5. Tradeoffs / Alternatives / Scaling
Tradeoffs. A persisted queue costs DB writes per op, but is what makes offline-first and crash recovery real rather than aspirational. Re-planning instead of rebasing the queue does redundant planning work on reconnect — cheap (metadata-only, dirty-set scoped) and far safer than hand-written rebase logic.
Alternatives considered.
- In-memory queue: faster, but loses all pending work on crash/restart — unacceptable offline-first.
- Rebase queued ops onto new remote state: error-prone; superseded by pure re-planning (ADR-0022).

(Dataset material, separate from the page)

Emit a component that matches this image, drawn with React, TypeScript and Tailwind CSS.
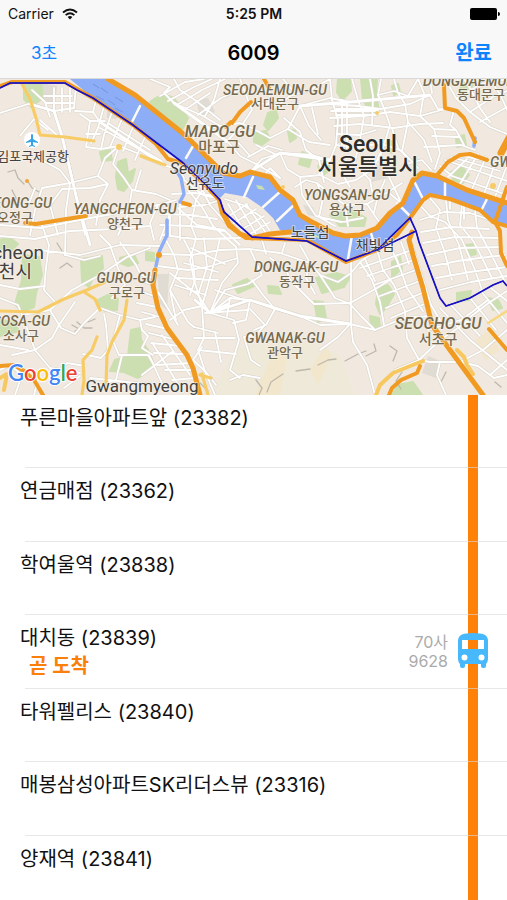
import React from "react";

type Stop = {
  name: string;
  id: string;
  arrival?: string;
  bus?: { left: string; plate: string };
};

const stops: Stop[] = [
  { name: "푸른마을아파트앞", id: "23382" },
  { name: "연금매점", id: "23362" },
  { name: "학여울역", id: "23838" },
  { name: "대치동", id: "23839", arrival: "곧 도착", bus: { left: "70사", plate: "9628" } },
  { name: "타워펠리스", id: "23840" },
  { name: "매봉삼성아파트SK리더스뷰", id: "23316" },
  { name: "양재역", id: "23841" },
];

const parks = [
  "M150 102 Q162 92 174 98 L188 118 L182 130 L160 112Z",
  "M338 79h12l1 12-9 9-5-8Z",
  "M361 79h16l-1 16 3 16-8 2-8-13Z",
  "M268 113l8-3 2 8-10 12-4-5Z",
  "M288 131l7-1 1 8-6 4Z",
  "M254 133l12-2 4 8-8 6-8-3Z",
  "M330 215l22-5 14 8-2 8-24 0Z",
  "M302 152l10 4-3 11-10-3Z",
  "M118 162l8-3 2 14 7-4-3 12-8 10-6-2-2-12Z",
  "M100 152l10-2 2 10-10 1Z",
  "M23 255l16 2 3 18-6 18-2 14-12 5-7-8 7-24Z",
  "M81 259l21-3 1 12-9 8-5 11-7-5Z",
  "M98 300l12-6 8 5-1 11-12 1-7-5Z",
  "M120 258l14-4 4 9-10 3-8-3Z",
  "M146 252l8 1 0 8-8-1Z",
  "M131 330l9-2 1 12 7 10 5 12-6 10-9 6-14-6-14-1 5-11 13-4Z",
  "M316 278l20-5 14 4-6 10-22 6Z",
  "M378 288l10-3 6 9-8 14-6 6-4-10Z",
  "M314 301l9 1 3 16-8 4Z",
  "M370 316l9 2 1 9-9 1Z",
  "M398 385l15-3 9 13h-30Z",
  "M457 293l14-2-2 9-12 1Z",
  "M488 298l10 2 4 8-9 2Z",
  "M451 172l11-5 7 8-6 8-10-3Z",
  "M456 138l8-3 2 10-9 2Z",
  "M0 240l8-4 10 8-7 7-11-3Z",
  "M268 286l10 1 3 7-12-1Z",
  "M24 84l17-2 2 16-12 9-7-8Z",
  "M466 245l8-1 2 10-8 2Z",
  "M392 262l8-5 2 12-10 8Z",
  "M0 320l14 2 5 9-19 5Z",
  "M464 79l9 6-8 12-5-8Z",
  "M318 166l10-4 2 8-8 6Z",
  "M386 143l10-3 3 8-8 5Z",
  "M392 86l6-2 2 8-6 3Z",
  "M233 285l14-6 7 7-16 7Z",
];

const blocks = [
  "M157 274h12l-2 36-7-6Z",
  "M303 205l10 2 4 10-9-2Z",
  "M335 107h8v36h-8Z",
  "M107 103l12 2-2 14-10-1Z",
  "M196 100l12-2 7 14-15 5Z",
  "M372 165l14 1 1 12-15 4Z",
  "M40 83l17 3-2 20-12-5Z",
  "M428 356l14 6-6 16-14-5Z",
];

const streets = [
  // West
  "M0 113L28 104L54 111L74 108L76 86M54 111L62 136L70 168L77 200L85 235M32 90L45 102L50 117M40 120L58 136M20 136L34 119L48 130M44 96H72M46 103H74M54 88V112M62 88V112M70 88V112",
  "M65 83L80 93L96 100L93 112L75 111M93 112L100 122L135 146L160 160L165 165M104 106L98 128L91 143M112 112L104 135L101 149M122 119L110 147M133 127L123 151M145 137L135 160M80 114L90 121L86 147L101 149L119 146L137 153M100 128L154 157M108 123L150 150M90 121H105M86 134H100",
  "M141 156L165 166L178 168L184 178M119 146L113 164L124 178L132 190L128 214L118 235M119 146L105 158L98 176L70 183L42 188L35 210L30 235M42 160L60 170L70 183M98 176L108 184L90 188L62 189L50 205L58 235M108 184L100 200L96 225",
  "M0 225L40 228L60 224L90 218L130 211L158 205L176 200M0 236L35 239L70 231L115 229L150 226M70 183L66 210L65 255M158 205L150 223L154 240M132 190L156 194L170 200M141 170L135 190M35 188L28 206",
  "M40 250L80 255L120 245L160 246M42 225L49 245L46 268L44 290L55 302M65 255L84 260L100 256M100 235L110 245L118 268L125 285L112 298M120 242L136 265L141 275L154 278M0 285L20 289L45 286M0 298L18 305L22 315L50 310L72 290L100 275L127 257L150 248",
  "M22 315L35 350L50 368L80 373M35 350L52 338L59 325L75 302M50 310L61 328L75 334L85 322L100 308M104 314L106 325L108 350L101 358L83 354M100 308L120 315L140 320L155 317M120 315L113 341L119 355L148 355L154 365",
  "M140 320L142 330L148 336L142 348L153 355M137 303L157 307M142 292L157 297M145 282L155 285M142 312L164 318M146 324L168 329M149 333L173 339M151 343L180 346M154 353L183 354M157 365L190 363M165 370L193 370M172 380L196 378M153 344L183 392M162 335L190 375M149 355L165 390M142 375L172 352M90 378L155 385M122 355L116 380L86 390",
  "M0 370L10 365L22 375L15 395M56 375L67 363L85 366M12 355L35 350M40 372L34 395M0 345L28 350M64 388L80 376",
  // Seoul centre, north of the river
  "M150 79L170 87L164 93L174 103L203 116L220 126M174 79L180 90L195 100L220 120M160 96L185 82L204 79M168 101L194 87L212 79M177 105L202 90L225 79M186 109L210 93M198 115L221 98L240 90M220 79L214 100L205 116M190 140L214 127L240 123L252 128",
  "M240 79L246 95L252 110L240 128L226 142M228 142L240 156L258 165L280 178M250 172L262 159L280 153L312 155L330 160M252 128L270 138L288 129L300 106L330 98L350 102M258 103L278 106L290 96L310 90L330 79M262 79L270 93L268 105M283 79L294 92M330 79L332 100L338 120L336 145L330 160L319 174",
  "M352 79L358 100L364 116L360 140L354 165M330 118L364 116L390 112L420 116L445 109M330 104L358 106L380 109L410 104L430 95M331 111H378M334 126L360 124L394 128L420 124M336 145L358 148L380 143L402 151L418 168M337 134L360 135L376 130M381 79L378 95L384 108L390 125L384 145L379 160L388 175L400 200",
  "M342 100V150M347 103V150M336 109H378M336 115H376M378 95L394 91L408 96L418 79M394 79L398 93L405 104L408 122L402 151M418 79L424 93L420 116L434 129L456 130M408 122L424 140L432 162M370 79L373 96L372 125M392 128L398 148L408 159",
  "M284 118L300 132L306 150L319 160L324 182M288 129L309 142L330 145M300 106L309 126L321 140M280 153L287 169L300 177L320 175L338 184L356 180L373 169L384 145M295 187L306 180L317 183L330 194L345 205L367 204L388 192L402 183M317 183L323 198L319 217L335 226M300 177L302 195L316 216L341 222L363 218M345 205L348 226M367 204L375 216L380 223M385 180L378 196L374 212M388 192L400 202",
  "M263 177L270 168L280 178M256 145L275 154M248 157L268 146L282 150M236 140L250 156M312 108L318 134M356 165L370 180L373 196M340 170L350 187M406 164L422 160L431 170",
  // East
  "M430 95L438 109L454 110M430 79L432 93M445 79L456 98L470 112L490 127L507 134M464 79L470 88L480 108L490 122M458 98L481 84L507 79M470 112L493 97L507 91M480 122L507 107M490 79L501 96L507 110M454 110L450 125L456 130L464 145M420 124L443 123M432 136L458 137M434 129L440 153L435 169M424 147L461 145L475 150",
  "M440 166L452 176L507 195M445 160L507 181M451 157L500 171M458 155L504 164M448 177L467 159M460 184L478 154M472 189L486 157M484 194L496 161M495 197L506 168",
  "M419 204L430 216L445 222L462 240L475 270L482 290M430 198L440 210L436 228L444 250L452 280M446 200L448 220L459 245L468 280M462 205L460 225L474 242L492 278M475 210L477 228L490 252L505 282M420 220L444 212L470 213L487 219M421 232L452 227L489 229M423 243L455 237L498 238M427 255L460 248L502 247M432 266L463 260L505 255M436 278L470 272L507 267M440 290L471 282L507 276M450 199V209M464 204V219",
  "M412 245L431 305L440 320M428 330L470 317L490 302L507 291M480 290L507 323M470 298L496 330M440 308L470 340L507 370M450 304L480 336M491 288L507 301M460 321L488 300",
  // Yeouido and the south
  "M225 199L243 205L260 216L270 231M228 204L244 231M236 200L256 234M246 204L266 233M229 216L247 204M234 223L256 209M241 230L264 216M250 234L270 222",
  "M206 185L196 200L191 225L196 238L190 260L194 280L202 306L210 313M220 200L205 205L180 207M178 208L197 225L224 230L240 245M188 190L202 207L213 226L236 247M170 203L170 235M180 200L180 240M200 185L210 205L225 222M184 180L203 195L216 198M160 214L190 215L217 219M160 225L191 226L225 231M163 235L195 239L240 238M172 194L195 193L215 196M171 211L160 240",
  "M160 254L192 255L220 250L250 249L280 253L310 263L320 275M158 266L188 270L207 267L238 258M166 240L174 255L178 270M184 240L192 255L195 280L190 295M204 238L207 267L198 295M220 238L215 260L202 306M236 247L238 263L222 283L210 313M170 273L198 295L210 313M178 270L170 290L176 320M158 292L178 325M170 290L188 322L194 327M202 306L184 310L170 320M178 278L218 280M184 263L218 272M191 248L225 264M175 285L206 295",
  "M210 313L230 298L250 300L275 309L300 316L320 325L350 324L375 330L404 318L430 316M202 306L204 338L198 350L205 371L215 395M210 313L234 320L239 340L230 370L240 378M250 300L246 320L233 323M194 327L218 333M198 350L236 354M252 280L263 295L275 309L266 325L254 330M270 258L286 269L290 280L314 304L350 303L377 288L390 280",
  "M250 249L262 275L248 284L225 290L210 313M262 240L266 254M285 243L282 253M300 245L310 263L306 278L315 294M320 275L338 282L351 273L360 262L377 250M320 275L335 298L350 304L360 315L375 330M351 262V325L353 342L367 365L375 395M350 324L338 337L320 350M360 262L372 280L380 302L384 325M377 250L383 270L394 285L405 311M390 245L400 268L407 288L423 311M401 242L409 264M360 268L412 250M367 276L414 260M374 285L416 270M380 296L420 281M386 308L422 293M391 318L427 303M365 259L375 281M396 257L405 282",
  "M405 311L407 338L419 360L430 362L460 362L483 350L507 330M419 360L440 340L470 320M460 362L478 366L494 378L507 375M395 370L419 360M440 362L437 375L446 395M490 375L507 360M250 309L265 325L256 335L244 337L251 360L260 366M230 380L243 375L260 378",
  "M202 347L193 360L206 372L216 385M205 313L248 310M194 338H235M215 332L221 362M230 298L227 316M215 290L244 300",
];

const thickStreets =
  "M30 104L54 111L62 136L77 200L90 245M100 122L165 166M210 313L250 300L300 316L350 324M250 172L280 153L330 160M174 103L228 142M300 106L350 102L430 95M195 300L210 313L228 304";

const hills =
  "M8 172l7-2 3 8 6 6M27 180l5 8 7 4M12 190l4 8-2 6M57 243l5 8M60 268l7-5 5 4M72 325l7 4-4 2M77 322l7 6 8 0M88 322l7-3M318 365l10-5 8-1M296 371l14-2M345 361l13-7 8-3M366 356l10-5-2-7M390 346l7 5-4 10M402 372l-6 9 5 8M446 372l-5 10M495 382l6 5M283 374l-12 8-4 10M256 380l6 8-3 7M200 383l8 8";

const river =
  "M70 79L108 79L135 95L180 131L205 155L223 173L240 176L250 172L270 177L280 190L293 200L300 215L310 222L333 233L360 235L377 228L390 213L403 203L413 180L422 173L437 176L467 190L507 203L507 226L493 222L480 210L450 199L430 195L423 202L410 218L390 240L377 250L346 262L307 242L290 234L280 230L273 218L263 208L247 197L225 193L220 198L203 182L182 162L133 125L93 98Z";

const route =
  "M0 88L10 83L65 83L77 90L93 98L133 125L182 162L203 182L220 200L224 212L252 237L307 241L346 261L377 250L416 231M377 250L410 218L416 231L419 242L440 298L446 306L470 298L493 285L503 281L507 286";

type Label = {
  x: number;
  y: number;
  text: string;
  size: number;
  kind: "gu" | "ko" | "town";
  anchor?: "start" | "end";
};

const labels: Label[] = [
  { x: 275, y: 95, text: "SEODAEMUN-GU", size: 14, kind: "gu" },
  { x: 275, y: 108, text: "서대문구", size: 13, kind: "ko" },
  { x: 423, y: 86, text: "DONGDAEMUN-GU", size: 14, kind: "gu", anchor: "start" },
  { x: 481, y: 99, text: "동대문구", size: 13, kind: "ko" },
  { x: 220, y: 137, text: "MAPO-GU", size: 16, kind: "gu" },
  { x: 219, y: 152, text: "마포구", size: 15, kind: "ko" },
  { x: 490, y: 167, text: "GWANGJIN-GU", size: 14, kind: "gu", anchor: "start" },
  { x: 125, y: 214, text: "YANGCHEON-GU", size: 14, kind: "gu" },
  { x: 125, y: 228, text: "양천구", size: 13, kind: "ko" },
  { x: 347, y: 200, text: "YONGSAN-GU", size: 14, kind: "gu" },
  { x: 347, y: 214, text: "용산구", size: 13, kind: "ko" },
  { x: 52, y: 208, text: "OJEONG-GU", size: 14, kind: "gu", anchor: "end" },
  { x: 33, y: 222, text: "오정구", size: 13, kind: "ko", anchor: "end" },
  { x: 126, y: 283, text: "GURO-GU", size: 14, kind: "gu" },
  { x: 127, y: 297, text: "구로구", size: 13, kind: "ko" },
  { x: 296, y: 272, text: "DONGJAK-GU", size: 14, kind: "gu" },
  { x: 297, y: 286, text: "동작구", size: 13, kind: "ko" },
  { x: 50, y: 326, text: "SOSA-GU", size: 14, kind: "gu", anchor: "end" },
  { x: 21, y: 340, text: "소사구", size: 13, kind: "ko" },
  { x: 285, y: 343, text: "GWANAK-GU", size: 14, kind: "gu" },
  { x: 285, y: 357, text: "관악구", size: 13, kind: "ko" },
  { x: 438, y: 329, text: "SEOCHO-GU", size: 16, kind: "gu" },
  { x: 438, y: 344, text: "서초구", size: 14, kind: "ko" },
  { x: 69, y: 161, text: "김포국제공항", size: 13, kind: "town", anchor: "end" },
  { x: 205, y: 188, text: "선유도", size: 14, kind: "town" },
  { x: 310, y: 237, text: "노들섬", size: 14, kind: "town" },
  { x: 375, y: 250, text: "채빛섬", size: 14, kind: "town" },
  { x: 142, y: 392, text: "Gwangmyeong", size: 17, kind: "town" },
  { x: 44, y: 259, text: "Bucheon", size: 19, kind: "town", anchor: "end" },
  { x: 32, y: 278, text: "부천시", size: 18, kind: "town", anchor: "end" },
];

const labelClass = {
  gu: "fill-[#756a4f] font-medium italic",
  ko: "fill-[#756a4f] font-medium",
  town: "fill-[#40403e]",
};

function MapView() {
  return (
    <svg
      viewBox="0 79 507 316"
      preserveAspectRatio="xMidYMid slice"
      className="block h-[316px] w-full shrink-0 bg-[#f1ebe1] font-[Roboto,'Noto_Sans_CJK_KR',sans-serif]"
      role="img"
      aria-label="서울 지도"
    >
      <rect y="79" width="507" height="316" fill="#f1e9df" />
      <path d="M210 395L235 350L290 335L340 355L355 395Z" fill="#eee9d8" />
      <path d="M255 395L270 360L290 345L280 395ZM310 370L325 346L332 355L318 385ZM475 340L490 330L500 350L485 360Z" fill="#f2e7cc" />
      {blocks.map((d) => <path key={d} d={d} fill="#e0dbd3" />)}
      {parks.map((d) => <path key={d} d={d} fill="#cbdfb0" strokeLinejoin="round" stroke="#cbdfb0" strokeWidth="2" />)}

      <g fill="none" strokeLinejoin="round" strokeLinecap="round">
        <path d={hills} stroke="#bdb8ad" strokeWidth="1.3" />
        {streets.map((d) => <path key={d} d={d} stroke="#dbd6cd" strokeWidth="3" />)}
        <path d={thickStreets} stroke="#dbd6cd" strokeWidth="4" />
        {streets.map((d) => <path key={d} d={d} stroke="#ffffff" strokeWidth="1.8" />)}
        <path d={thickStreets} stroke="#ffffff" strokeWidth="2.8" />
      </g>

      <path d={river} fill="#8dadf7" />
      <path d="M256 185l6 1 3 4-7-1ZM300 229l12 4 10 5-12-1Z" fill="#c9dfaf" />
      <path d="M93 84l6 4M101 88l7 5M96 96l8 4M108 100l7 5M115 108l8 4M115 97l8 5" stroke="#7595dc" strokeWidth="1" />
      <g fill="none" strokeLinecap="round" strokeLinejoin="round">
        <path d="M167 235L159 252L156 266M176 170L181 178L184 194L180 202M167 220V236M474 146L475 138" stroke="#8dadf7" strokeWidth="3.5" />
        <path d="M132 122L140 106M186 158L193 146M244 197L253 177M263 207L282 190M277 221L295 204M348 259L352 235M375 247L371 233M409 215L397 203M423 199L415 183M445 196L445 181M482 209L488 197" stroke="#fbfaf5" strokeWidth="2.5" />
        <path d="M22 84L30 99L36 118L40 135L65 137L94 141M141 156L165 165M0 311L38 312L64 299L87 290L105 282M84 292L95 299L100 310M127 300L124 320L112 342L107 355L106 385M97 337L92 350L83 360L84 380L82 395M202 374L208 395M200 375L211 378" stroke="#f7cc66" strokeWidth="3.2" />
        <path d="M376 395L380 385L393 373L410 366L423 361M457 350L464 357L467 365L473 374M0 378L7 374L4 390" stroke="#f6c85f" strokeWidth="4" />
        <path d="M507 311L488 323" stroke="#f7d77f" strokeWidth="2.5" />
        <path d="M25 223L36 224L60 220L86 216" stroke="#ef9b24" strokeWidth="4" />
        <path d="M108 79L135 95L180 131L190 140L205 155L223 173L240 176L250 172L270 177L280 190L293 200L300 215L310 221L333 233L345 236L360 235L377 228L390 213L403 203L413 180L422 173L437 176L467 190L507 203" stroke="#f09a22" strokeWidth="5" />
        <path d="M0 86L12 82L65 82L93 98L133 125L156 144L168 159L182 163L203 183L219 200L222 213L229 226L246 238L307 240L346 262L377 250L397 235L410 218L423 200L430 195L450 199L480 210L493 222L507 226" stroke="#f09a22" strokeWidth="4" />
        <path d="M222 210L229 224L240 234L252 238L270 234L290 232" stroke="#f09a22" strokeWidth="5" />
        <path d="M412 232L409 240L413 255L423 288L432 325L450 350L483 395M155 270L153 285L158 308L167 328L187 355L193 368L200 395" stroke="#f09a22" strokeWidth="5" />
        <path d="M444 85L445 108L457 111L464 118L475 142M437 175L448 162L460 155L470 154L487 160M507 187L495 222L500 231L501 253L507 266M232 123L240 112L251 102M264 79L269 88M231 122L226 127M489 329L507 350M420 366L417 373L401 380L392 388L389 395M0 366L14 365L24 371L34 380L43 395M183 203L190 205" stroke="#f09a22" strokeWidth="4" />
        <path d="M509 138L501 153" stroke="#f09a22" strokeWidth="7" />
      </g>
      <path d={route} fill="none" stroke="#1811c4" strokeWidth="1.7" />
      <circle cx="119" cy="147" r="3" fill="#f7cc66" />
      <circle cx="27" cy="181" r="2" fill="#f0a63a" />
      <circle cx="159" cy="255" r="3" fill="#f09a22" />
      <circle cx="283" cy="187" r="2" fill="#f7cc66" />
      <circle cx="377" cy="113" r="2" fill="#f7cc66" />
      <circle cx="493" cy="186" r="3" fill="#f7cc66" />

      <circle cx="32" cy="140" r="8" fill="#ffffff" />
      <path d="M31 135q1-2 2 0v4l5 3v1l-5-1v3l2 1v1l-3-1-3 1v-1l2-1v-3l-5 1v-1l5-3Z" fill="#35a4e4" />

      <g textAnchor="middle" strokeLinejoin="round" className="stroke-[#f8f4eb]/60" style={{ paintOrder: "stroke" }} strokeWidth="2">
        {labels.map((l) => (
          <text key={l.text} x={l.x} y={l.y} fontSize={l.size} textAnchor={l.anchor ?? "middle"} className={labelClass[l.kind]}>
            {l.text}
          </text>
        ))}
        <text x="204" y="174" fontSize="16" className="fill-[#40403e] italic">Seonyudo</text>
        <text x="368" y="152" fontSize="23" className="fill-[#2d2d2b] font-medium">Seoul</text>
        <text x="368" y="174" fontSize="22" className="fill-[#2d2d2b] font-medium">서울특별시</text>
      </g>
      <path d={route} fill="none" stroke="#1811c4" strokeWidth="1" />

      <text x="8" y="381" fontSize="22" className="stroke-white font-[Lato,sans-serif] font-semibold" strokeWidth="2" style={{ paintOrder: "stroke" }}>
        <tspan fill="#4285f4">G</tspan>
        <tspan fill="#ea4335">o</tspan>
        <tspan fill="#fbbc05">o</tspan>
        <tspan fill="#4285f4">g</tspan>
        <tspan fill="#34a853">l</tspan>
        <tspan fill="#ea4335">e</tspan>
      </text>
    </svg>
  );
}

function WifiIcon() {
  return (
    <svg viewBox="0 0 16 12" className="h-3 w-4" fill="none" stroke="#111" aria-hidden="true">
      <path d="M1 4.5Q8-1.6 15 4.5" strokeWidth="1.9" />
      <path d="M3.6 7.2Q8 3.3 12.4 7.2" strokeWidth="1.8" />
      <path d="M8 11.5L5.6 9Q8 7 10.4 9Z" fill="#111" stroke="none" />
    </svg>
  );
}

function BatteryIcon() {
  return (
    <svg viewBox="0 0 30 12" className="h-3 w-[30px]" aria-hidden="true">
      <rect width="27" height="12" rx="2" fill="#000" />
      <path d="M28 4Q30 4 30 6T28 8Z" fill="#000" />
    </svg>
  );
}

function BusIcon() {
  return (
    <svg viewBox="0 0 30 35" className="h-[35px] w-[30px]" fill="#46b8fb" aria-hidden="true">
      <path
        fillRule="evenodd"
        d="M0 8Q0 3 4 1.500Q8 0 15 0T26 1.500Q30 3 30 8V26Q30 29 28 31V33Q28 35 26 35H25Q23 35 23 33V31H7V33Q7 35 5 35H4Q2 35 2 33V31Q0 29 0 26ZM4 7V16H26V7ZM6.500 21.500a3 3 0 1 0 0 6a3 3 0 1 0 0-6ZM23.500 21.500a3 3 0 1 0 0 6a3 3 0 1 0 0-6Z"
      />
    </svg>
  );
}

function StopRow({ stop }: { stop: Stop }) {
  return (
    <li className="relative flex pl-5 pr-[29px]">
      <div className="min-w-0 flex-1 pt-[9px]">
        <p className="text-[20px] leading-7">{stop.name} ({stop.id})</p>
        {stop.arrival && <p className="pl-[9px] text-[20px] font-bold leading-7 text-[#fb800b]">{stop.arrival}</p>}
      </div>
      {stop.bus && (
        <div className="mr-5 pt-[18px] text-right text-base leading-[19px] text-[#ababab]">
          <p>{stop.bus.left}</p>
          <p>{stop.bus.plate}</p>
        </div>
      )}
      <div className="flex w-[10px] justify-center bg-[#ff8108]">
        {stop.bus && <div className="absolute top-[18px]"><BusIcon /></div>}
      </div>
      <div className="absolute bottom-0 left-[25px] right-0 h-px bg-[#d8d8dc]/60" />
    </li>
  );
}

export default function App() {
  return (
    <div className="flex h-screen flex-col overflow-hidden bg-white font-[Inter,'Noto_Sans_CJK_KR',sans-serif] text-[#111]">
      <header className="shrink-0 border-b border-[#d9d9d9] bg-[#f8f8f8]">
        <div className="grid h-7 grid-cols-3 items-center pl-2 pr-[7px] text-[14px] leading-5">
          <div className="flex items-center gap-2">
            <span>Carrier</span>
            <WifiIcon />
          </div>
          <span className="text-center text-[14px] font-semibold">5:25 PM</span>
          <div className="flex justify-end"><BatteryIcon /></div>
        </div>
        <nav className="grid h-[50px] grid-cols-3 items-center pl-[31px] pr-[15px] text-[#0f83fe]">
          <button type="button" className="justify-self-start text-[17px] leading-6">3초</button>
          <h1 className="pr-4 text-center text-[20px] font-semibold leading-6 text-black">6009</h1>
          <button type="button" className="justify-self-end text-[20px] font-bold leading-6">완료</button>
        </nav>
      </header>
      <MapView />
      <ul className="grid h-[514px] shrink-0 grid-rows-7">
        {stops.map((s) => <StopRow key={s.id} stop={s} />)}
      </ul>
    </div>
  );
}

- Strict FIFO (no priority/fairness): simple but lets a 50 GB upload block an urgent small edit; rejected.
Scaling concerns.
- Huge queues (millions of pending ops after a big import) → batch enqueue, paginate
scheduling, cap in-flight; the queue is indexed by
(state, priority, next_retry_at). - Starvation → fairness scheduling + priority aging.
- Retry storms after an outage → jittered backoff + a global concurrency cap so reconnect doesn’t hammer the server (server-side jitter too, 07).
- Metered/mobile → defer large/background transfers; honor user network policy.